Growing up in group homes, I never had a pet of my own. In retrospect it’s understandable, because most kids aren’t in one particular location for a long time. Back then, however, I was angry and mad that all the other kids talked about their pets at “home” (most of the kids were in the group homes for short term, while I was a long term kid). I got a cat when I was 13 and in my first foster home (Max is awesome for letting me get that cat), and the world was just that awesome. Of course, as I learned later in life, a cat is definitely not a dog.
Sophie arrived at the Roanoke Valley SPCA in September of 2013. I don’t know why her former owners surrendered her, but I was just glad that this extremely friendly dog was interested in me. I wasn’t sure how well she’d do with cats, but I figured that Casper and Wally would be able to adjust having a 100 pound beast in the house (they did… eventually).

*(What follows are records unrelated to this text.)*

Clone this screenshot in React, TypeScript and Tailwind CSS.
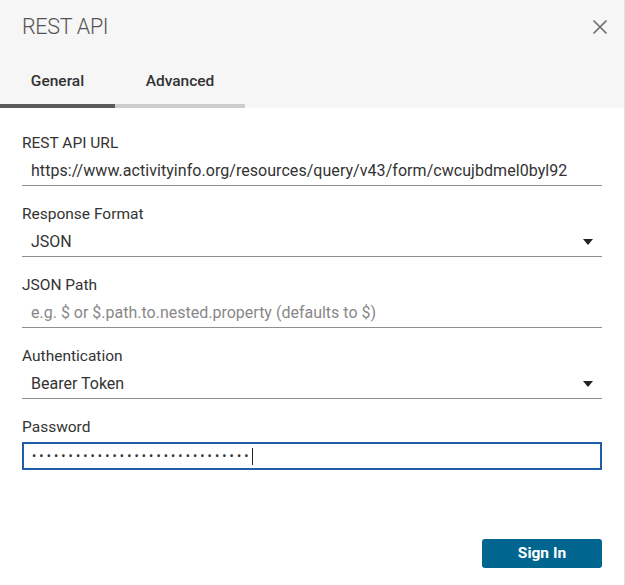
import React from "react";

const Field: React.FC<{ label: string; children: React.ReactNode }> = ({ label, children }) => (
  <div className="flex flex-col">
    <span className="h-[20px] leading-[22px] text-[15.5px] text-[#333]">{label}</span>
    {children}
  </div>
);

const Caret = () => (
  <svg width="10" height="6" viewBox="0 0 10 6" className="mr-[9px]">
    <path d="M0 0 L10 0 L5 6 Z" fill="#222" />
  </svg>
);

export default function App() {
  const dots = "•".repeat(30);
  return (
    <div
      className="w-[625px] h-[585px] bg-white border-r border-[#e2e2e2] flex flex-col"
      style={{ fontFamily: "Roboto, 'Noto Sans', sans-serif" }}
    >
      <header className="h-[108px] bg-[#f6f6f6] flex flex-col">
        <div className="flex items-center justify-between pl-[22px] pr-[16px] pt-[12px] h-[42px]">
          <span className="text-[21.5px] font-light text-[#555] tracking-[-0.3px]">REST API</span>
          <svg width="16" height="16" viewBox="0 0 16 16">
            <path d="M1.5 1.5 L14.5 14.5 M14.5 1.5 L1.5 14.5" stroke="#6b6b6b" strokeWidth="1.6" />
          </svg>
        </div>
        <div className="flex mt-auto">
          <div className="w-[115px] text-center pb-[11px] border-b-4 border-[#5c5c5c] text-[15.5px] font-medium text-[#333]">
            General
          </div>
          <div className="w-[130px] text-center pb-[11px] border-b-4 border-[#cdcdcd] text-[15.5px] font-medium text-[#333]">
            Advanced
          </div>
        </div>
      </header>

      <main className="flex-1 flex flex-col px-[22px] pt-[24px]">
        <div className="flex flex-col gap-[17px]">
          <Field label="REST API URL">
            <div className="mt-[5px] h-[29px] border-b border-[#8f8f8f] flex items-center pl-[9px] text-[16px] tracking-[0.05px] text-[#333]">
              https://www.activityinfo.org/resources/query/v43/form/cwcujbdmel0byl92
            </div>
          </Field>
          <Field label="Response Format">
            <div className="mt-[5px] h-[29px] border-b border-[#8f8f8f] flex items-center justify-between pl-[9px] text-[16px] text-[#333]">
              <span>JSON</span>
              <Caret />
            </div>
          </Field>
          <Field label="JSON Path">
            <div className="mt-[5px] h-[29px] border-b border-[#8f8f8f] flex items-center pl-[9px] text-[16px] text-[#888]">
              e.g. $ or $.path.to.nested.property (defaults to $)
            </div>
          </Field>
          <Field label="Authentication">
            <div className="mt-[5px] h-[29px] border-b border-[#8f8f8f] flex items-center justify-between pl-[9px] text-[16px] text-[#333]">
              <span>Bearer Token</span>
              <Caret />
            </div>
          </Field>
          <Field label="Password">
            <div className="mt-[6px] h-[28px] border-2 border-[#1f5fa6] flex items-center pl-[8px] text-[#333]">
              <span className="text-[12.5px] tracking-[3.1px] leading-none">{dots}</span>
              <span className="w-px h-[17px] bg-[#222]" />
            </div>
          </Field>
        </div>

        <div className="flex justify-end mt-[69px]">
          <button className="w-[120px] h-[29px] rounded-[3px] bg-[#00658f] text-white text-[15.5px] font-bold">
            Sign In
          </button>
        </div>
      </main>
    </div>
  );
}
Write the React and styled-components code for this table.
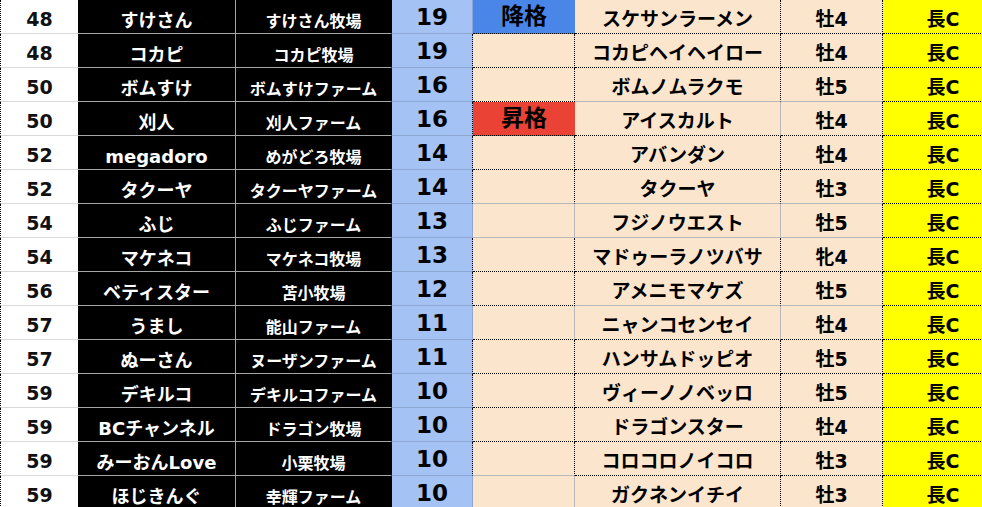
import React from "react";
import styled, { createGlobalStyle } from "styled-components";

const GlobalStyle = createGlobalStyle`
  html, body {
    margin: 0;
    padding: 0;
    background: #ffffff;
    overflow: hidden;
  }
`;

const DOT = "1px dotted #000";
const GRAY = "1px solid #b9b9b9";
const BLACKLINE = "1px solid #a6a6a6";
const BLUELINE = "1px solid #8ea7d2";

const Sheet = styled.div`
  width: 982px;
  height: 507px;
  overflow: hidden;
  font-family: "DejaVu Sans", "Noto Sans CJK JP", sans-serif;
  font-weight: 700;
`;

const Row = styled.div`
  display: grid;
  grid-template-columns: 78px 158px 156px 81px 102px 206px 102px 120px;
  height: 34px;
`;

const Cell = styled.div`
  box-sizing: border-box;
  height: 34px;
  overflow: hidden;
  white-space: nowrap;
  text-align: center;
  background: ${(p) => p.$bg || "transparent"};
  color: ${(p) => p.$color || "#000"};
  font-size: ${(p) => p.$size}px;
  line-height: 33px;
  padding-top: ${(p) => p.$pt || 0}px;
  border-left: ${(p) => p.$left || "none"};
  border-right: ${(p) => p.$right || "none"};
  border-bottom: ${(p) => p.$bottom || "none"};
`;

const Rank = styled(Cell)`
  background: #fff;
  color: #111;
  border-left: ${DOT};
  border-bottom: 1px solid #d9d9d9;
`;

const Owner = styled(Cell)`
  background: #000;
  color: #fff;
  border-right: ${(p) => p.$right || BLACKLINE};
  border-bottom: ${BLACKLINE};
`;

const Points = styled(Cell)`
  background: #a4c2f4;
  border-bottom: ${BLUELINE};
`;

const Status = styled(Cell)`
  background: ${(p) =>
    p.$kind === "down" ? "#4a86e8" : p.$kind === "up" ? "#ea4335" : "#fce5cd"};
`;

const Horse = styled(Cell)`
  background: #fce5cd;
`;

const Grade = styled(Cell)`
  background: #ffff00;
  border-bottom: ${DOT};
`;

// sd: status boxed with dots, sb: status bottom ("d" dotted / "g" gray)
// hr: horse right line, hb: horse + sex bottom line
const rows = [
  ["48", "すけさん", "すけさん牧場", "19", "down", "スケサンラーメン", "牡4", "n", "d", "d", "d"],
  ["48", "コカピ", "コカピ牧場", "19", "", "コカピヘイヘイロー", "牡4", "d", "d", "d", "d"],
  ["50", "ボムすけ", "ボムすけファーム", "16", "", "ボムノムラクモ", "牡5", "d", "d", "d", "g"],
  ["50", "刈人", "刈人ファーム", "16", "up", "アイスカルト", "牡4", "l", "d", "g", "d"],
  ["52", "megadoro", "めがどろ牧場", "14", "", "アバンダン", "牡4", "d", "d", "d", "d"],
  ["52", "タクーヤ", "タクーヤファーム", "14", "", "タクーヤ", "牡3", "d", "g", "d", "g"],
  ["54", "ふじ", "ふじファーム", "13", "", "フジノウエスト", "牡5", "g", "g", "g", "g"],
  ["54", "マケネコ", "マケネコ牧場", "13", "", "マドゥーラノツバサ", "牝4", "d", "d", "d", "d"],
  ["56", "ベティスター", "苫小牧場", "12", "", "アメニモマケズ", "牡5", "d", "d", "d", "g"],
  ["57", "うまし", "能山ファーム", "11", "", "ニャンコセンセイ", "牡4", "g", "d", "g", "d"],
  ["57", "ぬーさん", "ヌーザンファーム", "11", "", "ハンサムドッピオ", "牡5", "d", "d", "d", "d"],
  ["59", "デキルコ", "デキルコファーム", "10", "", "ヴィーノノベッロ", "牡5", "d", "d", "d", "d"],
  ["59", "BCチャンネル", "ドラゴン牧場", "10", "", "ドラゴンスター", "牡4", "d", "d", "d", "d"],
  ["59", "みーおんLove", "小栗牧場", "10", "", "コロコロノイコロ", "牡3", "d", "g", "d", "d"],
  ["59", "ほじきんぐ", "幸輝ファーム", "10", "", "ガクネンイチイ", "牡3", "g", "g", "d", "d"],
];

const line = (k) => (k === "d" ? DOT : GRAY);

const App = () => {
  return (
    <>
      <GlobalStyle />
      <Sheet>
        {rows.map((r, i) => {
          const [rank, name, farm, pts, kind, horse, sex, sd, sb, hr, hb] = r;
          const boxed = sd === "d";
          const leftDot = boxed || sd === "l";
          const colored = kind !== "";
          return (
            <Row key={i}>
              <Rank $size={19} $pt={3}>{rank}</Rank>
              <Owner $size={18} $pt={4}>{name}</Owner>
              <Owner $size={16} $pt={5} $right="1px solid #000">
                {farm}
              </Owner>
              <Points $size={23} $pt={1} $right={leftDot ? DOT : BLUELINE}>
                {pts}
              </Points>
              <Status
                $kind={kind}
                $size={23}
                $pt={0}
                $right={colored ? "none" : boxed ? DOT : GRAY}
                $bottom={line(sb)}
              >
                {kind === "down" ? "降格" : kind === "up" ? "昇格" : ""}
              </Status>
              <Horse $size={19} $pt={3} $right={line(hr)} $bottom={line(hb)}>
                {horse}
              </Horse>
              <Horse $size={19} $pt={3} $right={DOT} $bottom={line(hb)}>
                {sex}
              </Horse>
              <Grade $size={19} $pt={3}>
                長C
              </Grade>
            </Row>
          );
        })}
      </Sheet>
    </>
  );
};

export default App;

She was with me for 6 books and numerous short stories. I named a character in a book for her. She was an amazing puppy who just wanted to be on your lap and be told that she was a good girl. She was also an extremely smart dog who was able to speak on command, begged better than anyone, and was very interested in those Twix candy bars that were oddly placed in the cat’s litter boxes. She was protective of the house and her own, and she was loyal to the end.
In the end, health problems were the end of her. She was almost 6. Too young for a dog to develop cancer and hyperthyroidism. My baby dropped from 100 pounds to almost 70, and the vet agreed that, barring prednisone injections that might give her an extra month, that putting her to sleep was the best thing to do.
I didn’t want my loyal friend to be in pain any longer, so I agreed.
I’m mad, though. I’m mad that I only got 2 years with my dog. Mad because she was my first dog, and a boy should be be able to spend many years with his dog.
I cried last night. I’m still crying now.
Goodbye Sophie. I’ll see you on the other side.